• **Exercise**: Write out the material exactly, without any of its pictures.

* BEGIN *

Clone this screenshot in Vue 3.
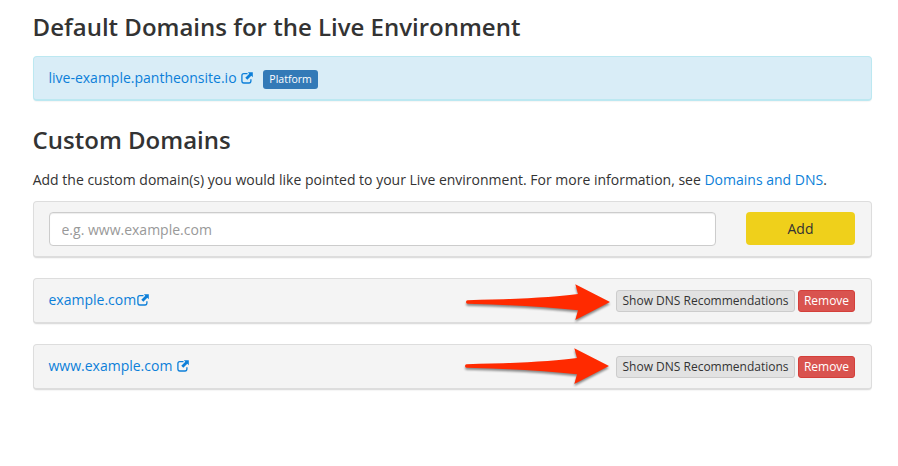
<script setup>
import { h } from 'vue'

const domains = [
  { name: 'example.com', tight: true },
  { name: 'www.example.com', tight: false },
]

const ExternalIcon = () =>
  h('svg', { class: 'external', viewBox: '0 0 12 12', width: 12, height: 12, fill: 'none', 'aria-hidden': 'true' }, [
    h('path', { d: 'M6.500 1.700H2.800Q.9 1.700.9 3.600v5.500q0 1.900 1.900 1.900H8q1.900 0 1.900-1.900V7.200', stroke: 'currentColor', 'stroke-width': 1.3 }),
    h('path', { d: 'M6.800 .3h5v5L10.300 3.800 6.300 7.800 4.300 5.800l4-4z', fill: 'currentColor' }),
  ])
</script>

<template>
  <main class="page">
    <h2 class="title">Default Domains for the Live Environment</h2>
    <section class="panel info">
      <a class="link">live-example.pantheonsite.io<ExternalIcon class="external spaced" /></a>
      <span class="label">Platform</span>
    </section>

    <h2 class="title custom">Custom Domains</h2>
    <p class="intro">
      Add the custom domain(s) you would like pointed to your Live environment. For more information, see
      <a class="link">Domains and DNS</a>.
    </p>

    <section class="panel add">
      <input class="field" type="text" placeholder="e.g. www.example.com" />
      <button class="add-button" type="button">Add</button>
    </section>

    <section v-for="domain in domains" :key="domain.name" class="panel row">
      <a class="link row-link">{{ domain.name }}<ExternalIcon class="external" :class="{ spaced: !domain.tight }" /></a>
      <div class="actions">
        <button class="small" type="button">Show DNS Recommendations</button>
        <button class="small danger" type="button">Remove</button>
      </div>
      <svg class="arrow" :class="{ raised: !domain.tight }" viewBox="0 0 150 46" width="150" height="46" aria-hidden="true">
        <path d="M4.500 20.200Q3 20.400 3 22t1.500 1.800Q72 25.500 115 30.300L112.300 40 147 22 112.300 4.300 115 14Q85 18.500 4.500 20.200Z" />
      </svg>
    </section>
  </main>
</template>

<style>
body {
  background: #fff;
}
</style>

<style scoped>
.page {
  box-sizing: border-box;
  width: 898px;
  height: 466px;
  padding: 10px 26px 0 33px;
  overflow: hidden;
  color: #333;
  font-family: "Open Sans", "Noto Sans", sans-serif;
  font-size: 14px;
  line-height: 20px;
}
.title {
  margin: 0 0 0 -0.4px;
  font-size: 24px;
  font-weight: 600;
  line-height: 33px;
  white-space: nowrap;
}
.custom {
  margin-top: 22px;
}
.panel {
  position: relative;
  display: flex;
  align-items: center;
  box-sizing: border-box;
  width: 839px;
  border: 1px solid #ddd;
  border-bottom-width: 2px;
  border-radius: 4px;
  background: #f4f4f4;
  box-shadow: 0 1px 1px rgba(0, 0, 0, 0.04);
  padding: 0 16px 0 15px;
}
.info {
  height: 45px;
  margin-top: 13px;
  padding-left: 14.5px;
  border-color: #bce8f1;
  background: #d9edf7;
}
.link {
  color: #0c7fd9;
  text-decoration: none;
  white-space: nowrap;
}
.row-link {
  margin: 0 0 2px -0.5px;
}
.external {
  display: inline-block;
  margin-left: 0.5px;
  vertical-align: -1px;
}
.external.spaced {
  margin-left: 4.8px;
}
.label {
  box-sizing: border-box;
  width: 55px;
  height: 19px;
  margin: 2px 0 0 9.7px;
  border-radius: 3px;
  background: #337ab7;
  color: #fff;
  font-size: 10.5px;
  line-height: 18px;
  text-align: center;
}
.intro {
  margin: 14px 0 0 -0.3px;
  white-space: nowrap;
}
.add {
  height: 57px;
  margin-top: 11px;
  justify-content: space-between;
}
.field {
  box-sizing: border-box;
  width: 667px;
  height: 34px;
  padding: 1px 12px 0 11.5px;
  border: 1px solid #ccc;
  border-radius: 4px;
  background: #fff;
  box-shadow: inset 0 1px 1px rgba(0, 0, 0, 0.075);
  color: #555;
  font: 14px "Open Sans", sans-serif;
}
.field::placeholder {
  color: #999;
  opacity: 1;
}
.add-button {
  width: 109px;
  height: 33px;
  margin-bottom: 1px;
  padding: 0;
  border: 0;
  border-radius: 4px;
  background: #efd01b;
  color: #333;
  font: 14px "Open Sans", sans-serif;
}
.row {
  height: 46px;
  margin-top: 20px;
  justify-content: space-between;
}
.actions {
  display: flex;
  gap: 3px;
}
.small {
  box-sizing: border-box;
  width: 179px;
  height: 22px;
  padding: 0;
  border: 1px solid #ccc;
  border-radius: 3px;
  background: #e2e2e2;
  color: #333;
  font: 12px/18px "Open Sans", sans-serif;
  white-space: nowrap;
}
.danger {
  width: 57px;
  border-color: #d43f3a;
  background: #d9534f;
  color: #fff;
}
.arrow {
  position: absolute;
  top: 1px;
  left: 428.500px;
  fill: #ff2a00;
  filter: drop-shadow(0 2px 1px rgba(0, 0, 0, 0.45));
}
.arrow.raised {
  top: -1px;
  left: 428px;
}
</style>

* END *

• **Output for this exercise**:
Clone this screenshot in Vue 3.
<script setup>
import { h } from 'vue'

const domains = [
  { name: 'example.com', tight: true },
  { name: 'www.example.com', tight: false },
]

const ExternalIcon = () =>
  h('svg', { class: 'external', viewBox: '0 0 12 12', width: 12, height: 12, fill: 'none', 'aria-hidden': 'true' }, [
    h('path', { d: 'M6.500 1.700H2.800Q.9 1.700.9 3.600v5.500q0 1.900 1.900 1.900H8q1.900 0 1.900-1.900V7.200', stroke: 'currentColor', 'stroke-width': 1.3 }),
    h('path', { d: 'M6.800 .3h5v5L10.300 3.800 6.300 7.800 4.300 5.800l4-4z', fill: 'currentColor' }),
  ])
</script>

<template>
  <main class="page">
    <h2 class="title">Default Domains for the Live Environment</h2>
    <section class="panel info">
      <a class="link">live-example.pantheonsite.io<ExternalIcon class="external spaced" /></a>
      <span class="label">Platform</span>
    </section>

    <h2 class="title custom">Custom Domains</h2>
    <p class="intro">
      Add the custom domain(s) you would like pointed to your Live environment. For more information, see
      <a class="link">Domains and DNS</a>.
    </p>

    <section class="panel add">
      <input class="field" type="text" placeholder="e.g. www.example.com" />
      <button class="add-button" type="button">Add</button>
    </section>

    <section v-for="domain in domains" :key="domain.name" class="panel row">
      <a class="link row-link">{{ domain.name }}<ExternalIcon class="external" :class="{ spaced: !domain.tight }" /></a>
      <div class="actions">
        <button class="small" type="button">Show DNS Recommendations</button>
        <button class="small danger" type="button">Remove</button>
      </div>
      <svg class="arrow" :class="{ raised: !domain.tight }" viewBox="0 0 150 46" width="150" height="46" aria-hidden="true">
        <path d="M4.500 20.200Q3 20.400 3 22t1.500 1.800Q72 25.500 115 30.300L112.300 40 147 22 112.300 4.300 115 14Q85 18.500 4.500 20.200Z" />
      </svg>
    </section>
  </main>
</template>

<style>
body {
  background: #fff;
}
</style>

<style scoped>
.page {
  box-sizing: border-box;
  width: 898px;
  height: 466px;
  padding: 10px 26px 0 33px;
  overflow: hidden;
  color: #333;
  font-family: "Open Sans", "Noto Sans", sans-serif;
  font-size: 14px;
  line-height: 20px;
}
.title {
  margin: 0 0 0 -0.4px;
  font-size: 24px;
  font-weight: 600;
  line-height: 33px;
  white-space: nowrap;
}
.custom {
  margin-top: 22px;
}
.panel {
  position: relative;
  display: flex;
  align-items: center;
  box-sizing: border-box;
  width: 839px;
  border: 1px solid #ddd;
  border-bottom-width: 2px;
  border-radius: 4px;
  background: #f4f4f4;
  box-shadow: 0 1px 1px rgba(0, 0, 0, 0.04);
  padding: 0 16px 0 15px;
}
.info {
  height: 45px;
  margin-top: 13px;
  padding-left: 14.5px;
  border-color: #bce8f1;
  background: #d9edf7;
}
.link {
  color: #0c7fd9;
  text-decoration: none;
  white-space: nowrap;
}
.row-link {
  margin: 0 0 2px -0.5px;
}
.external {
  display: inline-block;
  margin-left: 0.5px;
  vertical-align: -1px;
}
.external.spaced {
  margin-left: 4.8px;
}
.label {
  box-sizing: border-box;
  width: 55px;
  height: 19px;
  margin: 2px 0 0 9.7px;
  border-radius: 3px;
  background: #337ab7;
  color: #fff;
  font-size: 10.5px;
  line-height: 18px;
  text-align: center;
}
.intro {
  margin: 14px 0 0 -0.3px;
  white-space: nowrap;
}
.add {
  height: 57px;
  margin-top: 11px;
  justify-content: space-between;
}
.field {
  box-sizing: border-box;
  width: 667px;
  height: 34px;
  padding: 1px 12px 0 11.5px;
  border: 1px solid #ccc;
  border-radius: 4px;
  background: #fff;
  box-shadow: inset 0 1px 1px rgba(0, 0, 0, 0.075);
  color: #555;
  font: 14px "Open Sans", sans-serif;
}
.field::placeholder {
  color: #999;
  opacity: 1;
}
.add-button {
  width: 109px;
  height: 33px;
  margin-bottom: 1px;
  padding: 0;
  border: 0;
  border-radius: 4px;
  background: #efd01b;
  color: #333;
  font: 14px "Open Sans", sans-serif;
}
.row {
  height: 46px;
  margin-top: 20px;
  justify-content: space-between;
}
.actions {
  display: flex;
  gap: 3px;
}
.small {
  box-sizing: border-box;
  width: 179px;
  height: 22px;
  padding: 0;
  border: 1px solid #ccc;
  border-radius: 3px;
  background: #e2e2e2;
  color: #333;
  font: 12px/18px "Open Sans", sans-serif;
  white-space: nowrap;
}
.danger {
  width: 57px;
  border-color: #d43f3a;
  background: #d9534f;
  color: #fff;
}
.arrow {
  position: absolute;
  top: 1px;
  left: 428.500px;
  fill: #ff2a00;
  filter: drop-shadow(0 2px 1px rgba(0, 0, 0, 0.45));
}
.arrow.raised {
  top: -1px;
  left: 428px;
}
</style>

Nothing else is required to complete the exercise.